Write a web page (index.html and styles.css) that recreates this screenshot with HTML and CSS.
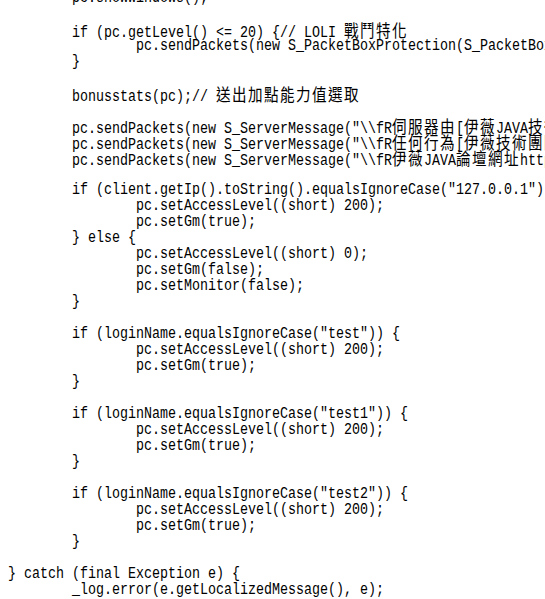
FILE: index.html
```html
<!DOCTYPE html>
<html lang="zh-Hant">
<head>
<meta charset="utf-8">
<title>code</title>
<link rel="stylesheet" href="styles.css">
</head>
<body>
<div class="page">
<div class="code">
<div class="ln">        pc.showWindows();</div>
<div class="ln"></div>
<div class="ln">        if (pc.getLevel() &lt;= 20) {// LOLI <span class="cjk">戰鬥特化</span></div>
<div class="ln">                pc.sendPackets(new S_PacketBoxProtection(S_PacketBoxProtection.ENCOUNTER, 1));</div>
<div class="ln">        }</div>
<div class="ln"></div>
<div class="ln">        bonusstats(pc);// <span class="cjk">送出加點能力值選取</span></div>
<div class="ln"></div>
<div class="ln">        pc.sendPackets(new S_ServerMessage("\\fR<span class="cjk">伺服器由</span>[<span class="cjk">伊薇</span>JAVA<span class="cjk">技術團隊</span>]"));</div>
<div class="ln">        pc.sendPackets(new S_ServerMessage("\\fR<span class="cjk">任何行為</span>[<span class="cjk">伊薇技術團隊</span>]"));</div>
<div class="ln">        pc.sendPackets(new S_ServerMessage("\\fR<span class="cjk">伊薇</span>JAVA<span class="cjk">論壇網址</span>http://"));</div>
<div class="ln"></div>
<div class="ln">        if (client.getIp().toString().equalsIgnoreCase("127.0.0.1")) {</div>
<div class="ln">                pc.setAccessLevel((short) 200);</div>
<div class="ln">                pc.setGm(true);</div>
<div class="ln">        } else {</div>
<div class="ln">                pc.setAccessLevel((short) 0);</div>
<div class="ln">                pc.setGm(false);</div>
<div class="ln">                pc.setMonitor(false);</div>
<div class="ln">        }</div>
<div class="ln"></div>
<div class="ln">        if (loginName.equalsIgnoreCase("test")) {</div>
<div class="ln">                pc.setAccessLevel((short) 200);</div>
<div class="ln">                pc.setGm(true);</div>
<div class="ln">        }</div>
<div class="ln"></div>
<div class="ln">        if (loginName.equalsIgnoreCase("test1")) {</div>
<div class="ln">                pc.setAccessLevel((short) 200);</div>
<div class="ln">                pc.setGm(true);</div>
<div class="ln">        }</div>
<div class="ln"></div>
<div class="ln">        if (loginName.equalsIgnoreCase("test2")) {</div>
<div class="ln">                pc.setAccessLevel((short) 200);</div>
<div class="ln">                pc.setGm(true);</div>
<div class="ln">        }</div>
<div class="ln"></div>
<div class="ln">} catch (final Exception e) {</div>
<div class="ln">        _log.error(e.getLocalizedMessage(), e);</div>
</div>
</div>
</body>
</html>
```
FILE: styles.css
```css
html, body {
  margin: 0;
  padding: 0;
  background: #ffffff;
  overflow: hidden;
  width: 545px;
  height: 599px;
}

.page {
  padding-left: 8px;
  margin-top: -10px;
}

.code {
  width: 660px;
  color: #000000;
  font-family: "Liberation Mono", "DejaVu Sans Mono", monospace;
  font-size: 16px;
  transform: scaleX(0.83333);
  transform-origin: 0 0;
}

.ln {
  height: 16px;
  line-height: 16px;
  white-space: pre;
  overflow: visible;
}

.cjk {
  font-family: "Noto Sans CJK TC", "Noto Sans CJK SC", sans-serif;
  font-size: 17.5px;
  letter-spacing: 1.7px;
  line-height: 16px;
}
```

Task directions:
Give the data again exactly as written, with all pictures left out.

Exercise output:
Write a web page (index.html and styles.css) that recreates this screenshot with HTML and CSS.
FILE: index.html
```html
<!DOCTYPE html>
<html lang="zh-Hant">
<head>
<meta charset="utf-8">
<title>code</title>
<link rel="stylesheet" href="styles.css">
</head>
<body>
<div class="page">
<div class="code">
<div class="ln">        pc.showWindows();</div>
<div class="ln"></div>
<div class="ln">        if (pc.getLevel() &lt;= 20) {// LOLI <span class="cjk">戰鬥特化</span></div>
<div class="ln">                pc.sendPackets(new S_PacketBoxProtection(S_PacketBoxProtection.ENCOUNTER, 1));</div>
<div class="ln">        }</div>
<div class="ln"></div>
<div class="ln">        bonusstats(pc);// <span class="cjk">送出加點能力值選取</span></div>
<div class="ln"></div>
<div class="ln">        pc.sendPackets(new S_ServerMessage("\\fR<span class="cjk">伺服器由</span>[<span class="cjk">伊薇</span>JAVA<span class="cjk">技術團隊</span>]"));</div>
<div class="ln">        pc.sendPackets(new S_ServerMessage("\\fR<span class="cjk">任何行為</span>[<span class="cjk">伊薇技術團隊</span>]"));</div>
<div class="ln">        pc.sendPackets(new S_ServerMessage("\\fR<span class="cjk">伊薇</span>JAVA<span class="cjk">論壇網址</span>http://"));</div>
<div class="ln"></div>
<div class="ln">        if (client.getIp().toString().equalsIgnoreCase("127.0.0.1")) {</div>
<div class="ln">                pc.setAccessLevel((short) 200);</div>
<div class="ln">                pc.setGm(true);</div>
<div class="ln">        } else {</div>
<div class="ln">                pc.setAccessLevel((short) 0);</div>
<div class="ln">                pc.setGm(false);</div>
<div class="ln">                pc.setMonitor(false);</div>
<div class="ln">        }</div>
<div class="ln"></div>
<div class="ln">        if (loginName.equalsIgnoreCase("test")) {</div>
<div class="ln">                pc.setAccessLevel((short) 200);</div>
<div class="ln">                pc.setGm(true);</div>
<div class="ln">        }</div>
<div class="ln"></div>
<div class="ln">        if (loginName.equalsIgnoreCase("test1")) {</div>
<div class="ln">                pc.setAccessLevel((short) 200);</div>
<div class="ln">                pc.setGm(true);</div>
<div class="ln">        }</div>
<div class="ln"></div>
<div class="ln">        if (loginName.equalsIgnoreCase("test2")) {</div>
<div class="ln">                pc.setAccessLevel((short) 200);</div>
<div class="ln">                pc.setGm(true);</div>
<div class="ln">        }</div>
<div class="ln"></div>
<div class="ln">} catch (final Exception e) {</div>
<div class="ln">        _log.error(e.getLocalizedMessage(), e);</div>
</div>
</div>
</body>
</html>
```
FILE: styles.css
```css
html, body {
  margin: 0;
  padding: 0;
  background: #ffffff;
  overflow: hidden;
  width: 545px;
  height: 599px;
}

.page {
  padding-left: 8px;
  margin-top: -10px;
}

.code {
  width: 660px;
  color: #000000;
  font-family: "Liberation Mono", "DejaVu Sans Mono", monospace;
  font-size: 16px;
  transform: scaleX(0.83333);
  transform-origin: 0 0;
}

.ln {
  height: 16px;
  line-height: 16px;
  white-space: pre;
  overflow: visible;
}

.cjk {
  font-family: "Noto Sans CJK TC", "Noto Sans CJK SC", sans-serif;
  font-size: 17.5px;
  letter-spacing: 1.7px;
  line-height: 16px;
}
```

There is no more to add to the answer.